Re: [RFC PATCH] mm: extend memfd with ability to create "secret" memory areas

2020-08-26 Thread Florian Weimer
* Andy Lutomirski:

>> I _believe_ there are also things like AES-NI that can get strong
>> protection from stuff like this.  They load encryption keys into (AVX)
>> registers and then can do encrypt/decrypt operations without the keys
>> leaving the registers.  If the key was loaded from a secret memory area
>> right into the registers, I think the protection from cache attacks
>> would be pretty strong.
>
> Except for context switches :)

An rseq sequence could request that the AVX registers should be
cleared on context switch.  (I'm mostly kidding.)

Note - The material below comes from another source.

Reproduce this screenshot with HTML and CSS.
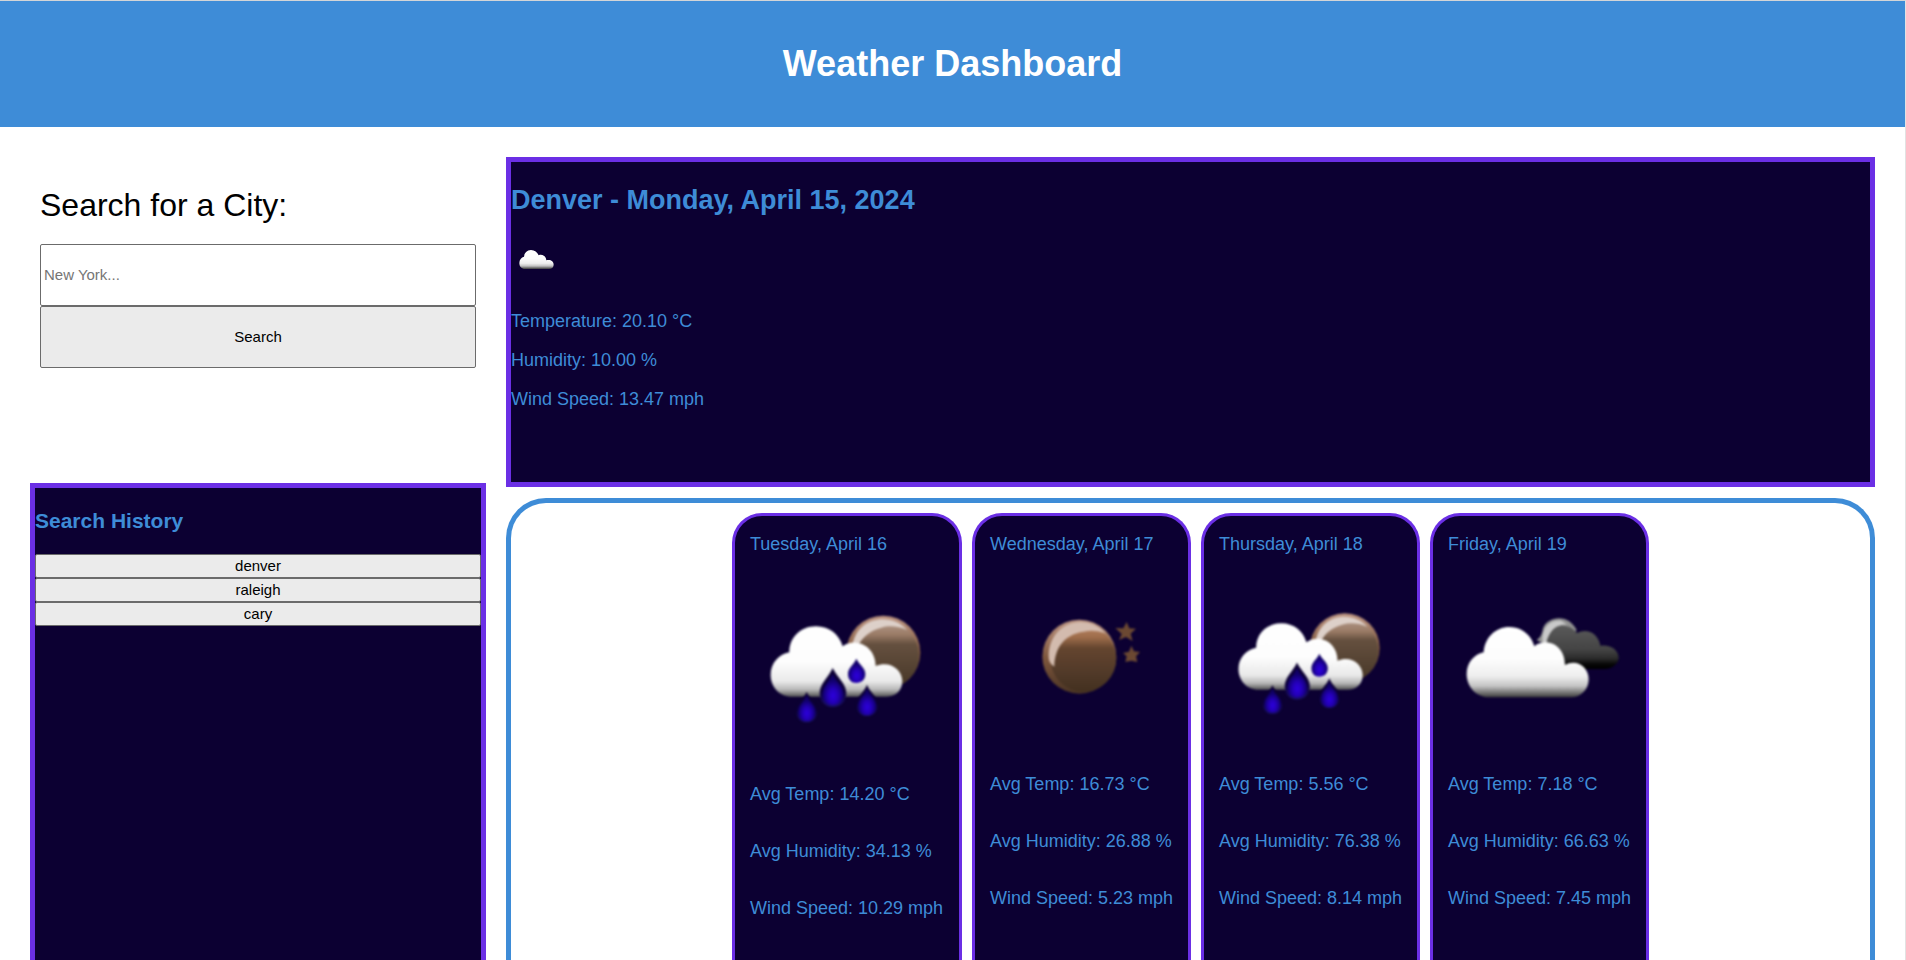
FILE: index.html
```html
<!DOCTYPE html>
<html lang="en">
<head>
<meta charset="utf-8">
<title>Weather Dashboard</title>
<link rel="stylesheet" href="styles.css">
</head>
<body>
<svg class="defs" width="0" height="0" aria-hidden="true">
  <defs>
    <filter id="soft" x="-10%" y="-10%" width="120%" height="120%" color-interpolation-filters="sRGB"><feGaussianBlur stdDeviation="3.4"/></filter>
    <filter id="soft-sm" x="-10%" y="-10%" width="120%" height="120%" color-interpolation-filters="sRGB"><feGaussianBlur stdDeviation="1"/></filter>
    <linearGradient id="cloud" x1="0" y1="0" x2="0" y2="1">
      <stop offset="0" stop-color="#fff"/><stop offset=".45" stop-color="#fdfdfd"/><stop offset=".7" stop-color="#eee"/><stop offset=".84" stop-color="#c4c4c4"/><stop offset=".92" stop-color="#808080"/><stop offset="1" stop-color="#3c3c3c"/>
    </linearGradient>
    <linearGradient id="rain-cloud" x1="0" y1="0" x2="0" y2="1">
      <stop offset="0" stop-color="#fff"/><stop offset=".5" stop-color="#fdfdfd"/><stop offset=".78" stop-color="#eaeaea"/><stop offset=".9" stop-color="#b8b8b8"/><stop offset="1" stop-color="#555"/>
    </linearGradient>
    <linearGradient id="dark-cloud" x1="0" y1="0" x2="0" y2="1">
      <stop offset="0" stop-color="#5a5a5a"/><stop offset=".55" stop-color="#444"/><stop offset=".75" stop-color="#2c2c2c"/><stop offset=".9" stop-color="#050505"/><stop offset="1" stop-color="#000"/>
    </linearGradient>
    <linearGradient id="moon" x1="0" y1="0" x2="0" y2="1">
      <stop offset="0" stop-color="#b98463"/><stop offset=".18" stop-color="#9d6c4a"/><stop offset=".34" stop-color="#64452f"/><stop offset=".7" stop-color="#523a29"/><stop offset="1" stop-color="#43301f"/>
    </linearGradient>
    <linearGradient id="moon-pale" x1="0" y1="0" x2="0" y2="1">
      <stop offset="0" stop-color="#b39a8b"/><stop offset=".2" stop-color="#9a7b66"/><stop offset=".34" stop-color="#65503f"/><stop offset=".7" stop-color="#544232"/><stop offset="1" stop-color="#463524"/>
    </linearGradient>
    <linearGradient id="moon-edge" x1="0" y1="0" x2="0" y2="1">
      <stop offset="0" stop-color="#c09885"/><stop offset=".5" stop-color="#80583e"/><stop offset="1" stop-color="#4a3424"/>
    </linearGradient>
    <radialGradient id="drop" cx=".5" cy=".7" r=".5">
      <stop offset="0" stop-color="#2c00dc"/><stop offset=".45" stop-color="#2400b8"/><stop offset="1" stop-color="#100068"/>
    </radialGradient>
    <linearGradient id="drop-edge" x1="0" y1="0" x2="0" y2="1">
      <stop offset="0" stop-color="#0c0032"/><stop offset=".6" stop-color="#0c0038"/><stop offset="1" stop-color="#1c1270"/>
    </linearGradient>
    <symbol id="shower" viewBox="90 249 582 582">
      <g filter="url(#soft)">
        <circle cx="490" cy="488" r="111" fill="url(#moon-edge)"/>
        <circle cx="496" cy="495" r="101" fill="url(#moon-pale)"/>
        <path d="M398 462C408 414 446 388 488 388C518 388 544 400 562 420C534 408 506 406 484 413C450 422 427 440 413 470Z" fill="#ddd0c9"/>
        <path d="M216 620C178 620 152 590 152 554C152 519 178 492 208 487C208 442 242 409 288 409C328 409 358 434 368 469C380 460 394 457 407 458C442 460 467 490 467 528C508 510 547 538 547 574C547 602 526 620 500 620Z" fill="url(#rain-cloud)"/>
      </g>
      <g filter="url(#soft)">
        <path d="M338 534C326 562 299 580 299 610C299 635 316 651 338 651C362 651 379 635 379 610C379 580 351 562 338 534Z" fill="url(#drop-edge)"/>
        <path d="M338 552C328 575 307 588 307 613C307 633 320 645 338 645C358 645 371 632 371 613C371 588 348 575 338 552Z" fill="url(#drop)"/>
        <path d="M409 506C402 524 384 533 384 552C384 569 394 579 409 579C425 579 436 568 436 552C436 533 417 524 409 506Z" fill="url(#drop)"/>
        <path d="M260 606C251 628 229 640 229 663C229 684 242 697 260 697C279 697 292 684 292 663C292 640 269 628 260 606Z" fill="url(#drop-edge)"/>
        <path d="M260 616C251 636 234 646 234 665C234 682 244 693 260 693C277 693 287 682 287 665C287 646 269 636 260 616Z" fill="url(#drop)"/>
        <path d="M441 584C432 607 410 619 410 644C410 665 423 678 441 678C459 678 473 665 473 644C473 619 449 607 441 584Z" fill="url(#drop-edge)"/>
        <path d="M441 596C433 616 414 627 414 647C414 664 425 675 441 675C458 675 469 664 469 647C469 627 449 616 441 596Z" fill="url(#drop)"/>
      </g>
    </symbol>
    <symbol id="clear-night" viewBox="90 249 549 549">
      <g filter="url(#soft)">
        <circle cx="358" cy="500" r="111" fill="url(#moon-edge)"/>
        <circle cx="370" cy="506" r="99" fill="url(#moon)"/>
        <path d="M266 500C266 438 308 397 361 396C394 396 418 409 436 430C408 420 389 421 371 425C313 433 284 473 283 530C271 522 266 512 266 500Z" fill="#d3bbae"/>
        <path d="M500 396L508 415L528 416L512 431L518 453L498 441L477 450L485 432L466 414L490 415Z" fill="#6b4832"/>
        <path d="M514 467L522 484L540 486L528 499L532 516L514 512L496 516L500 499L489 489L507 485Z" fill="#6b4832"/>
      </g>
    </symbol>
    <symbol id="broken-clouds" viewBox="84 249 549 549">
      <g filter="url(#soft)">
        <path d="M350 450C364 441 366 430 369 415C376 396 396 385 417 385C440 385 458 398 470 420L440 460L385 470Z" fill="#909090"/>
        <path d="M420 537L380 462C376 422 400 405 430 407C448 408 461 416 471 429C502 412 536 431 541 467C571 462 596 480 596 503C596 522 575 537 552 537Z" fill="url(#dark-cloud)"/>
        <path d="M367 456C365 409 390 389 424 392L442 404C412 402 387 420 379 460Z" fill="#c9c9c9"/>
        <path d="M208 622C170 622 140 592 140 552C140 517 163 493 191 487C194 443 226 411 268 411C305 411 334 435 343 469C353 460 366 457 378 457C413 459 435 488 435 525C471 506 506 532 506 568C506 599 482 622 454 622Z" fill="url(#cloud)"/>
      </g>
    </symbol>
    <symbol id="clouds" viewBox="63 294 150 150">
      <path filter="url(#soft-sm)" d="M105 387C95 387 88 380 88 369C88 359 94 352 102 350C103 339 111 330 123 330C134 330 142 337 146 346C157 341 168 349 169 361C181 357 191 364 191 374C191 382 185 387 177 387Z" fill="url(#cloud)"/>
    </symbol>
  </defs>
</svg>

<header class="header"><h1>Weather Dashboard</h1></header>

<main class="dashboard">
  <aside class="sidebar">
    <form class="search">
      <label class="search-label" for="city">Search for a City:</label>
      <input class="search-input" id="city" type="text" placeholder="New York...">
      <button class="search-button" type="button">Search</button>
    </form>
    <section class="history">
      <h3>Search History</h3>
      <button class="history-button" type="button">denver</button>
      <button class="history-button" type="button">raleigh</button>
      <button class="history-button" type="button">cary</button>
    </section>
  </aside>

  <div class="weather">
    <section class="current">
      <h2>Denver - Monday, April 15, 2024</h2>
      <svg class="current-icon"><use href="#clouds"/></svg>
      <p>Temperature: 20.10 °C</p>
      <p>Humidity: 10.00 %</p>
      <p>Wind Speed: 13.47 mph</p>
    </section>
    <section class="forecast">
      <article class="day day-wide">
        <p>Tuesday, April 16</p>
        <svg class="day-icon"><use href="#shower"/></svg>
        <p>Avg Temp: 14.20 °C</p>
        <p>Avg Humidity: 34.13 %</p>
        <p>Wind Speed: 10.29 mph</p>
      </article>
      <article class="day">
        <p>Wednesday, April 17</p>
        <svg class="day-icon"><use href="#clear-night"/></svg>
        <p>Avg Temp: 16.73 °C</p>
        <p>Avg Humidity: 26.88 %</p>
        <p>Wind Speed: 5.23 mph</p>
      </article>
      <article class="day">
        <p>Thursday, April 18</p>
        <svg class="day-icon"><use href="#shower"/></svg>
        <p>Avg Temp: 5.56 °C</p>
        <p>Avg Humidity: 76.38 %</p>
        <p>Wind Speed: 8.14 mph</p>
      </article>
      <article class="day">
        <p>Friday, April 19</p>
        <svg class="day-icon"><use href="#broken-clouds"/></svg>
        <p>Avg Temp: 7.18 °C</p>
        <p>Avg Humidity: 66.63 %</p>
        <p>Wind Speed: 7.45 mph</p>
      </article>
    </section>
  </div>
</main>
</body>
</html>
```

FILE: styles.css
```css
* { box-sizing: border-box; }

body {
  display: flex;
  flex-direction: column;
  height: 960px;
  margin: 0;
  overflow: hidden;
  border-top: 1px solid #d3d5d7;
  border-right: 1px solid #e2e2e2;
  background: #fff;
  font: 18px/21px "Liberation Sans", Arial, sans-serif;
}

.defs { position: absolute; }

.header {
  display: flex;
  flex: none;
  align-items: center;
  justify-content: center;
  height: 126px;
  background: #3e8cd7;
  color: #fff;
}

.header h1 { margin: 0; font-size: 36px; line-height: 42px; }

.dashboard {
  display: grid;
  flex: 1;
  grid-template-columns: 456px 1fr;
  column-gap: 20px;
  min-height: 0;
  padding: 30px 30px 0;
}

.sidebar, .weather { display: flex; flex-direction: column; min-height: 0; }

.search {
  display: flex;
  flex: none;
  flex-direction: column;
  height: 326px;
  padding: 30px 10px 0;
}

.search-label { height: 57px; font-size: 32px; line-height: 36px; }

.search-input, .search-button, .history-button {
  margin: 0;
  border: 1px solid #6b6b6b;
  border-radius: 2px;
  font: 15px "Liberation Sans", Arial, sans-serif;
  color: #000;
}

.search-input { height: 62px; padding: 0 3px 2px; background: #fff; }
.search-input::placeholder { color: #757575; }
.search-button { height: 62px; padding: 0 0 2px; background: #ebebeb; }

.history {
  display: flex;
  flex: 1;
  flex-direction: column;
  border: 5px solid #6b2fe5;
  border-bottom: 0;
  background: #0c0032;
  color: #3e8cd7;
}

.history h3 { margin: 21px 0; font-size: 21px; line-height: 24px; }
.history-button { height: 24px; padding: 0 0 2px; background: #ebebeb; }

.current {
  flex: none;
  height: 330px;
  border: 5px solid #6b2fe5;
  background: #0c0032;
  color: #3e8cd7;
}

.current h2 { margin: 22px 0; font-size: 27px; line-height: 32px; }
.current-icon { display: block; width: 50px; height: 50px; margin-bottom: 23px; }
.current p { margin: 0 0 18px; }

.forecast {
  display: flex;
  flex: 1;
  gap: 10px;
  justify-content: center;
  margin-top: 11px;
  padding-top: 10px;
  border: 5px solid #3e8cd7;
  border-bottom: 0;
  border-radius: 40px 40px 0 0;
}

.day {
  width: 219px;
  padding: 18px 15px 0;
  border: 3px solid #6b2fe5;
  border-bottom: 0;
  border-radius: 30px 30px 0 0;
  background: #0c0032;
  color: #3e8cd7;
  white-space: nowrap;
}

.day p { margin: 0 0 36px; }
.day p:first-child { margin-bottom: 18px; }
.day p:last-child { margin-bottom: 0; }
.day-icon { display: block; width: 100%; aspect-ratio: 1; margin-bottom: 18px; }
.day-wide { width: 230px; }
.day-wide .day-icon { margin-bottom: 17px; }
```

I think the main issue is that we do not have a good established
programming model to actually use such features and completely avoid
making copies of secret data.


Re: [RFC PATCH] mm: extend memfd with ability to create "secret" memory areas

2020-08-26 Thread Andy Lutomirski
On Fri, Aug 14, 2020 at 11:09 AM Dave Hansen  wrote:
>
> On 8/14/20 10:46 AM, Andy Lutomirski wrote:
> > I'm a little unconvinced about the security benefits.  As far as I
> > know, UC memory will not end up in cache by any means (unless
> > aliased), but it's going to be tough to do much with UC data with
> > anything resembling reasonable performance without derived values
> > getting cached.
>
> I think this is much more in the category of raising the bar than
> providing any absolute security guarantees.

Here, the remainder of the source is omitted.